WRITTEN REQUEST:
Find the word "index" in the records below. List each line containing it.

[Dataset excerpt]
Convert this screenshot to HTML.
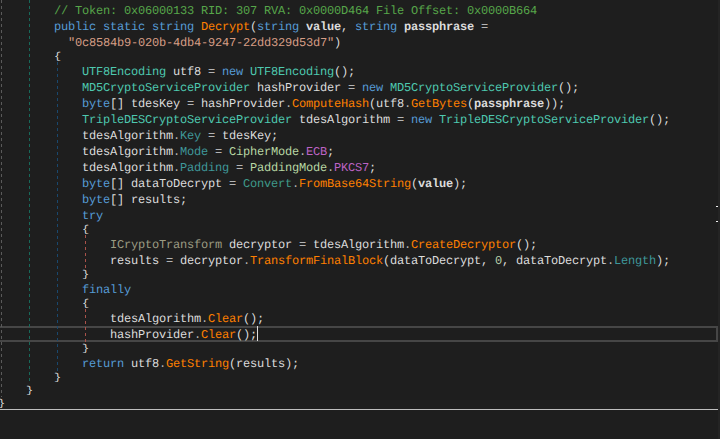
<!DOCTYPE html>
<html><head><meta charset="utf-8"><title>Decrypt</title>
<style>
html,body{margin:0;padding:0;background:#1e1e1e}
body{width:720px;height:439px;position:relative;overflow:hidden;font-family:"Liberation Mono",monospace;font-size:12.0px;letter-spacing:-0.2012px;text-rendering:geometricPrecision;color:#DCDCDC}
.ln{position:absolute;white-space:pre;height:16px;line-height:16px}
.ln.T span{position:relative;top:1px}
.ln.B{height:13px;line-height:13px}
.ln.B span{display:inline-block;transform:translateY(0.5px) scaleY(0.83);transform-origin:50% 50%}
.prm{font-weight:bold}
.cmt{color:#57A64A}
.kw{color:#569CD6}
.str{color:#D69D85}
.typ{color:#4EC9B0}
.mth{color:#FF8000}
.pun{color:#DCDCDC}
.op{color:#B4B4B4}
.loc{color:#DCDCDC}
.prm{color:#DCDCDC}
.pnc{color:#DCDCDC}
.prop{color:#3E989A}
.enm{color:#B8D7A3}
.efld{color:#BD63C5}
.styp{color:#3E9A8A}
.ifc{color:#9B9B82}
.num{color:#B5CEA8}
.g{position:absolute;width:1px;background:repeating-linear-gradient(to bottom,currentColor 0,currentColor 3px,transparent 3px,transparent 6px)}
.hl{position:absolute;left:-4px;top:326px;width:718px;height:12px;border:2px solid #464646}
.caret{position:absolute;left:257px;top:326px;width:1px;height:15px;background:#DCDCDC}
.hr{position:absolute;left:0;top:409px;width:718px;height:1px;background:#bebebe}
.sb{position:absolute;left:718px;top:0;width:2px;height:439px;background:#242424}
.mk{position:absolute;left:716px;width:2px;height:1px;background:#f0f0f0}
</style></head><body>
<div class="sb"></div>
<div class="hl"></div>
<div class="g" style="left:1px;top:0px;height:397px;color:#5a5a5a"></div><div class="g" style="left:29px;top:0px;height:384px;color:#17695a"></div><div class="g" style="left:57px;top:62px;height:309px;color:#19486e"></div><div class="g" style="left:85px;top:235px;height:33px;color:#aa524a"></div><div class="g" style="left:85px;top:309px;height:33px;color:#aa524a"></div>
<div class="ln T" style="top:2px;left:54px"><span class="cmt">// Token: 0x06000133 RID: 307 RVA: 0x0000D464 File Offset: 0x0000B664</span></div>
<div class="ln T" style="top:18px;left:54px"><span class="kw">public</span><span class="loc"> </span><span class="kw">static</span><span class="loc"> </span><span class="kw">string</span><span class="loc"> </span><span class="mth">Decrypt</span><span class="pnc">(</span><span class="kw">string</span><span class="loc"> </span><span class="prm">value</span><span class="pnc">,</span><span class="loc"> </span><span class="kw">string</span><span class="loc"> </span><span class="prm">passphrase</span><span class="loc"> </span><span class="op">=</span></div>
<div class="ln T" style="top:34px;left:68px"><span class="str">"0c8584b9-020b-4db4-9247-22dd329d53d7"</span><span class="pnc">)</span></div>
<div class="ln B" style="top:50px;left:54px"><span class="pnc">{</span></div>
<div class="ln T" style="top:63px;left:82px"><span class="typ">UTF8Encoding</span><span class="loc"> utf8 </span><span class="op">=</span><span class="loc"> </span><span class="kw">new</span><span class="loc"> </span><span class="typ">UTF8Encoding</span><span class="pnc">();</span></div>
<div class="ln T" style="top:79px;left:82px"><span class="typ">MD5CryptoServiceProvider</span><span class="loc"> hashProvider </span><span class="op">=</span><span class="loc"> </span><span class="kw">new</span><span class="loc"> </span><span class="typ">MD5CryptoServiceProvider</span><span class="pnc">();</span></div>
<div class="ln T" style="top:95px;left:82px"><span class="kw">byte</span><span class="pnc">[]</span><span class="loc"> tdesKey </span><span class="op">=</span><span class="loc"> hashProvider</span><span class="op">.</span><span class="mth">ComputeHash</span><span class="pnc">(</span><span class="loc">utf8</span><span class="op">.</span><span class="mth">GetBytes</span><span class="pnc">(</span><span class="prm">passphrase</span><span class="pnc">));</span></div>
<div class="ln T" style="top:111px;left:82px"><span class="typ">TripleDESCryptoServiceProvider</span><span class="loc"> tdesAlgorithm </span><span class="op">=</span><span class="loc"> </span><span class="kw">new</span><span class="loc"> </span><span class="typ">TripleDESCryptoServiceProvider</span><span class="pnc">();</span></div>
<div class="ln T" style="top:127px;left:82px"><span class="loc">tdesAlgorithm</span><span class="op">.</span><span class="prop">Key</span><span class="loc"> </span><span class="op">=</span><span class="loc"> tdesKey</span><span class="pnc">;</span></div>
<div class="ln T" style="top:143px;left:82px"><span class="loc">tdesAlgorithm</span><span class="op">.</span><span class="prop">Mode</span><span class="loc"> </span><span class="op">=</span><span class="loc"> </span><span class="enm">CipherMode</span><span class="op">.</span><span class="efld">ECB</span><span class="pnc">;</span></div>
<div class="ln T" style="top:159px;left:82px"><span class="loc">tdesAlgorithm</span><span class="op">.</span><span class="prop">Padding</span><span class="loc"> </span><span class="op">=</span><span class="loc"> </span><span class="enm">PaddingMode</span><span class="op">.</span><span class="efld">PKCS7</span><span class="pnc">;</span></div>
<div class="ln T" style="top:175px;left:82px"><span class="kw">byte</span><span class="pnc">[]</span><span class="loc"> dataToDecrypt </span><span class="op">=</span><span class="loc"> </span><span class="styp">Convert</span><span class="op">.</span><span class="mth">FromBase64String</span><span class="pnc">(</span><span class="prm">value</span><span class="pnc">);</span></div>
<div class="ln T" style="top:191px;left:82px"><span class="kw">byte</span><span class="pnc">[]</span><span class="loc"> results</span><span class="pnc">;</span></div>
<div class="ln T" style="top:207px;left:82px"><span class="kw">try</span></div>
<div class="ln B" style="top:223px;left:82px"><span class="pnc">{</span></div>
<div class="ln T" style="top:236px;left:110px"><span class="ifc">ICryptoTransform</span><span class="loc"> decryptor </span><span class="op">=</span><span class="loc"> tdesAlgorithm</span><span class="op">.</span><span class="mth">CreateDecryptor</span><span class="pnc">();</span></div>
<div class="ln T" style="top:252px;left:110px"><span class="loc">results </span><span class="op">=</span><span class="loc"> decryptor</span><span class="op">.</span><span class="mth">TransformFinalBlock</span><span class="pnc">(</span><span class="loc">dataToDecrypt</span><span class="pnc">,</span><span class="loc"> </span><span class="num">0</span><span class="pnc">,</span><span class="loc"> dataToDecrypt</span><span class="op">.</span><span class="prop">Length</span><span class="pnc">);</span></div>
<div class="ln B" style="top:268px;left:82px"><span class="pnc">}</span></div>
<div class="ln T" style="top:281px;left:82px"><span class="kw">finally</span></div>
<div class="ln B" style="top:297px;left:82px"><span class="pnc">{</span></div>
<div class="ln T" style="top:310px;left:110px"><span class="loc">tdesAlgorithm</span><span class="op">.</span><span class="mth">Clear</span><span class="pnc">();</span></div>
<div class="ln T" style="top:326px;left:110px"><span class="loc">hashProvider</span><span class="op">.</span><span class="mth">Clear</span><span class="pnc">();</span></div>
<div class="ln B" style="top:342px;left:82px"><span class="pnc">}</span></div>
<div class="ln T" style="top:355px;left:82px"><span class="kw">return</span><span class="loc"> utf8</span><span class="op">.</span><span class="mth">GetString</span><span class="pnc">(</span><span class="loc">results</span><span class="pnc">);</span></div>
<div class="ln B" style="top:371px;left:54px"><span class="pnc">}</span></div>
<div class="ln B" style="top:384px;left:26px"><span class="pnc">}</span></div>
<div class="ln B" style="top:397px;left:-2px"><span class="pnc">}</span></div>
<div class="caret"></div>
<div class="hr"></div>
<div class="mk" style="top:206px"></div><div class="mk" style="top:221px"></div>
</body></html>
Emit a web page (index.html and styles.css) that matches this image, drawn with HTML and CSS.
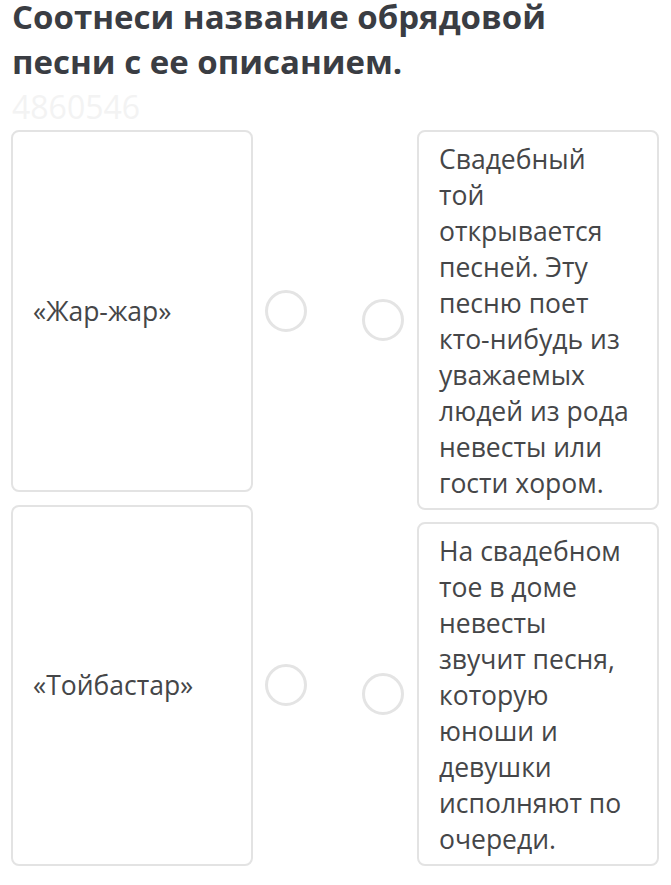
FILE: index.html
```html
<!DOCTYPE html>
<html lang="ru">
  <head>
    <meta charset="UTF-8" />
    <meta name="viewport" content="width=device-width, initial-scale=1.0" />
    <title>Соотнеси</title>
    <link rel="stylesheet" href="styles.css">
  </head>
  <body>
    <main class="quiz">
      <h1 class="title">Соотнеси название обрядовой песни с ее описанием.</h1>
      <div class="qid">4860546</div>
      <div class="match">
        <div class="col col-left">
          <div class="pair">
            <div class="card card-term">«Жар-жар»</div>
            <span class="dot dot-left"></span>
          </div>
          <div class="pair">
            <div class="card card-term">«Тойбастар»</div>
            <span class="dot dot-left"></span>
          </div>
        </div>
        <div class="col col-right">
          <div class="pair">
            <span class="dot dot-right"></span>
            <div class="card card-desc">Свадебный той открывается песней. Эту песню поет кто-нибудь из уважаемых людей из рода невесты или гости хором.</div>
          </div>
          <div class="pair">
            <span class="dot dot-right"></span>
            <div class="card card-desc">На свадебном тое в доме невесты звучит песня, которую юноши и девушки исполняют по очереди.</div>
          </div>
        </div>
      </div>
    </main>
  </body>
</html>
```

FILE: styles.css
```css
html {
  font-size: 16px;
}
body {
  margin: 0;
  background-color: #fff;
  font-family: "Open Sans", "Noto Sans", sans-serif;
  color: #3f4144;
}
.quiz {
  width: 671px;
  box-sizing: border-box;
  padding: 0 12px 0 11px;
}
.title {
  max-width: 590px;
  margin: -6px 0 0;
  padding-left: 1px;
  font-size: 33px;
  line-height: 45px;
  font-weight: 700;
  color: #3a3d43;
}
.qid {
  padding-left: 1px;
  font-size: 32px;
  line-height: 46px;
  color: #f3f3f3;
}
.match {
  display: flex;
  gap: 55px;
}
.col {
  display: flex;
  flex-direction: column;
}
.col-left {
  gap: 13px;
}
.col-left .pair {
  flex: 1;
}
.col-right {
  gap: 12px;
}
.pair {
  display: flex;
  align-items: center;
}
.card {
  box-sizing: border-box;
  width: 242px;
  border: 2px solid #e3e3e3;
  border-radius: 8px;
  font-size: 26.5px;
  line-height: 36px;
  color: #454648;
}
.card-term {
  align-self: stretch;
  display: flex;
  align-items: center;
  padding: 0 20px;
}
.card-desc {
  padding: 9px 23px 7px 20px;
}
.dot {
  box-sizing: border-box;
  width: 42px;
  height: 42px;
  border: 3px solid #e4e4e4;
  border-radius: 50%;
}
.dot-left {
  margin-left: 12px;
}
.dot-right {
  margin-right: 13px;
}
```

FULL ANSWER:
Emit a web page (index.html and styles.css) that matches this image, drawn with HTML and CSS.
FILE: index.html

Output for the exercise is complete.